The advantage of understanding ELF is that we can use the same tools to look at cores produced when a program OOMs (at least on Linux) as we do to examine heap dumps. Another benefit is that some cluster environments already collect and store core files when programs fail in production. Reusing this machinery would help Go programmers in those environments. And there already exist tools that grab core dumps so we might be able to reduce the amount of code in the runtime for producing dumps.

Compatibility

As long as the compiler can output all necessary data needed to reconstruct type information for the heap in the DWARF data, we won't need to have a strong dependency on the Go distribution. The code can live in a subrepo not subject to the Go compatibility guarantee.

Implementation

The implementation will broadly consist of three parts: First, support in the compiler and runtime for dumping all the data needed by the viewer; second, ‘backend’ tools that understand the format; and third, a ‘frontend’ viewer for those tools.

Compiler and Runtime Work

TODO(matloob): more details

The compiler work will mostly be a consist of filling any holes in the DWARF data that we need to recover type information of data in the heap.

If we decide to use ELF cores, we may need runtime support for dumping cores, especially on platforms that don't dump cores in ELF format.

Heap libraries and viewer

We will provide a reusable library that decodes a core file as a Go object graph with partial type information. Users can build their own tools based on this low-level library, but we also provide a web-based graphical tool for viewing and querying heap graphs.

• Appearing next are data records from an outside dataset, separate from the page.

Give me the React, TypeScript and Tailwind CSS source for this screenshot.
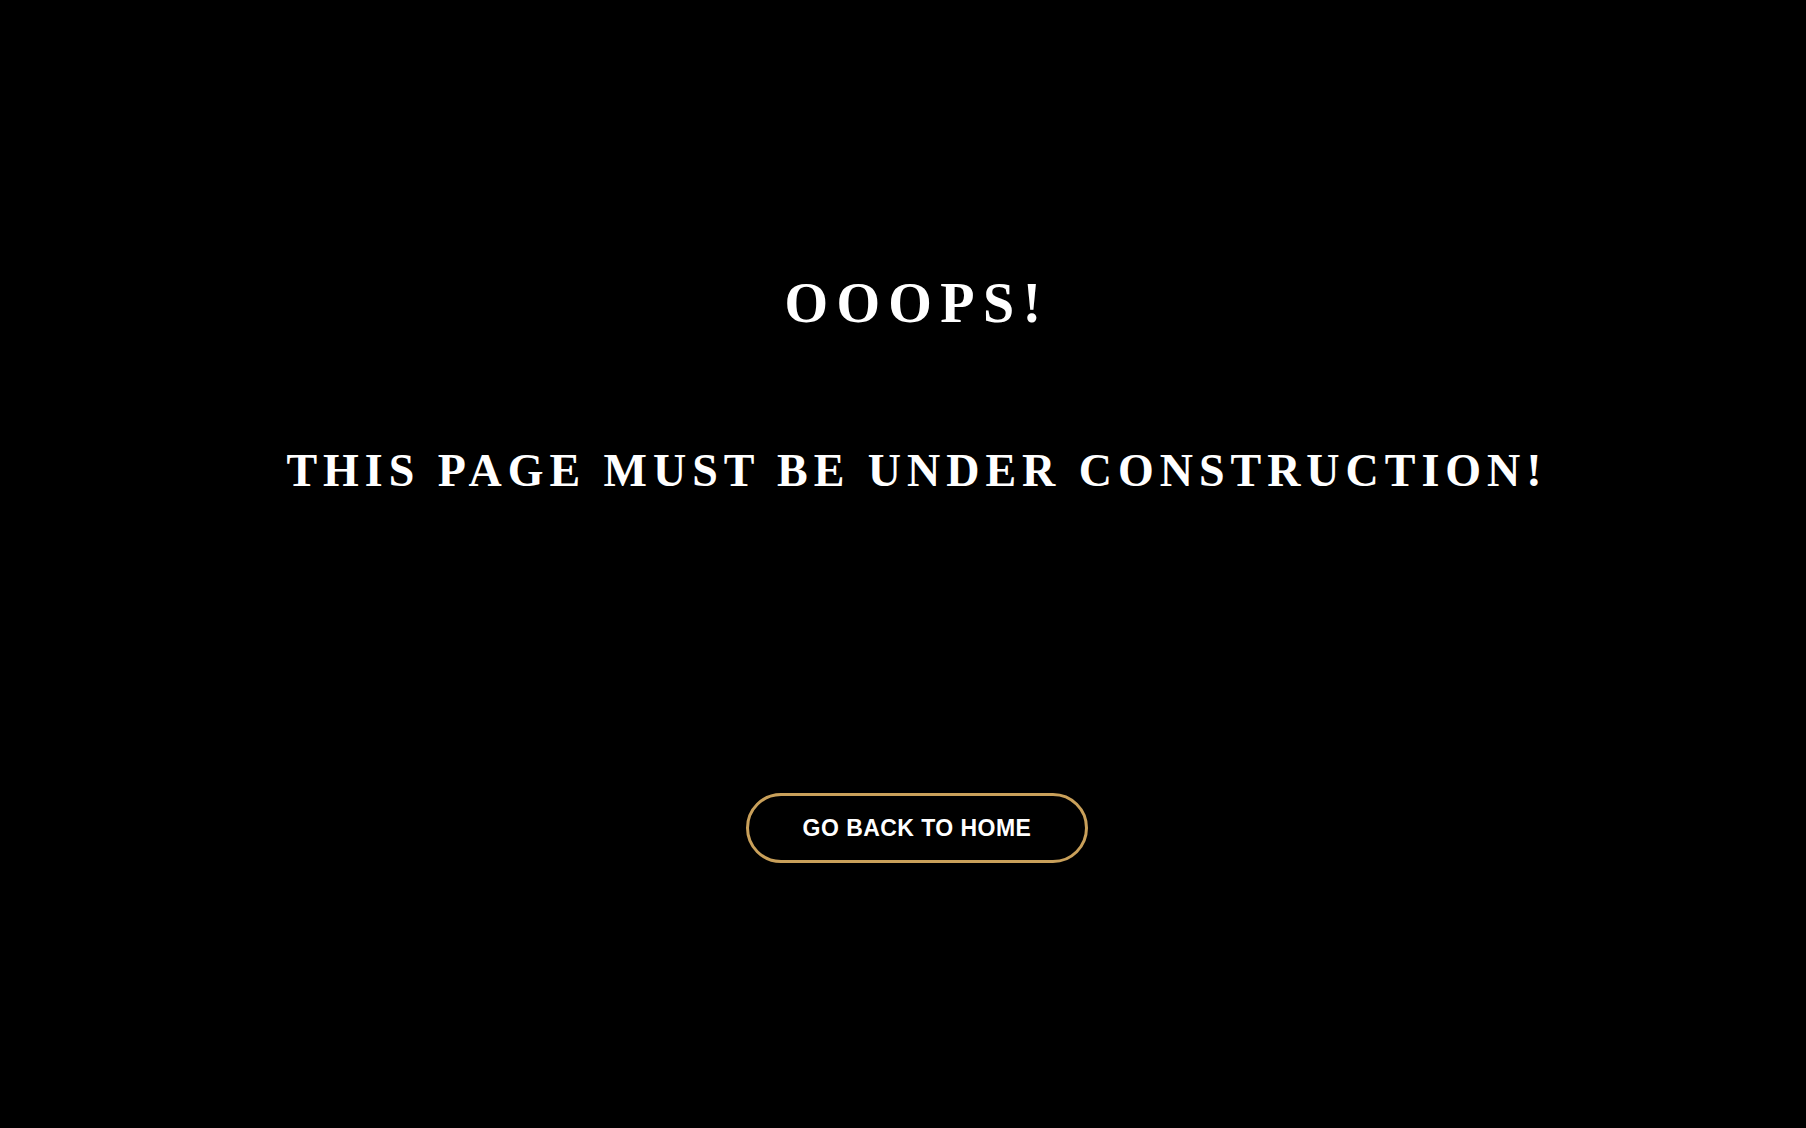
const App = () => {
  return (
    <div className="min-h-screen w-full bg-black pl-[28px] text-white">
      <div className="flex flex-col items-center pt-[270px]">
        <h1 className="font-['Liberation_Serif','Times_New_Roman',serif] text-[56px] font-bold uppercase leading-[1.2] tracking-[0.15em]">
          Ooops!
        </h1>
        <h2 className="mt-[106px] font-['Liberation_Serif','Times_New_Roman',serif] text-[46px] font-bold uppercase leading-[1.2] tracking-[0.13em]">
          This page must be under construction!
        </h2>
        <a
          href="#"
          className="mt-[295px] flex h-[70px] w-[342px] items-center justify-center rounded-full border-[3px] border-[#c9a05a] font-['Liberation_Sans',Arial,sans-serif] text-[23px] font-bold uppercase tracking-[0.02em] text-white"
        >
          Go back to home
        </a>
      </div>
    </div>
  );
};

export default App;
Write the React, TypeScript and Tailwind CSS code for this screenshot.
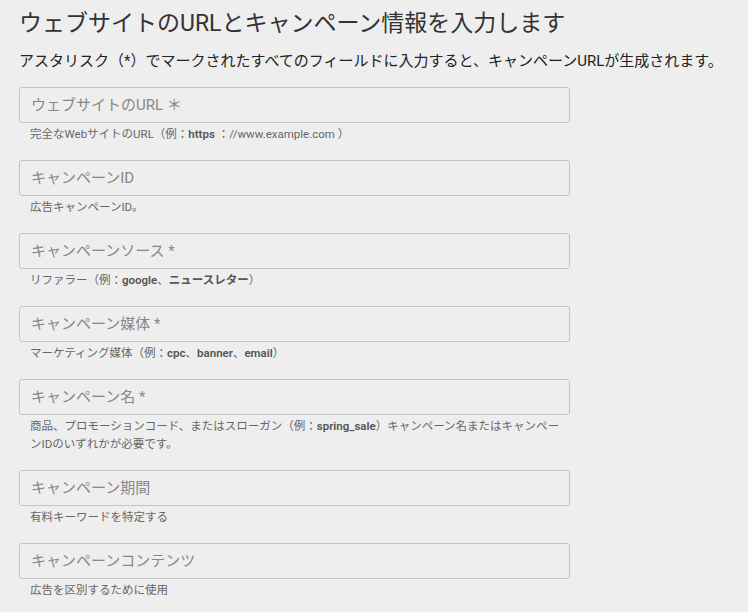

These are some of the types of queries we aim to answer with the heap viewer:

Show a histogram of live variables grouped by typed
Which variables account for the most memory?
What is a path from a GC root to this variable?
How much memory would become garbage if this variable were to become unreachable or this pointer to become nil?
What are the inbound/outbound pointer edges to this node (variable)?
How much memory is used by a variable, considering padding, alignment, and span size?

Open issues (if applicable)

Most of this proposal is open at this point, including:

the heap dump format
the design and implementation of the backend packages
the tools we use to build the frontend client.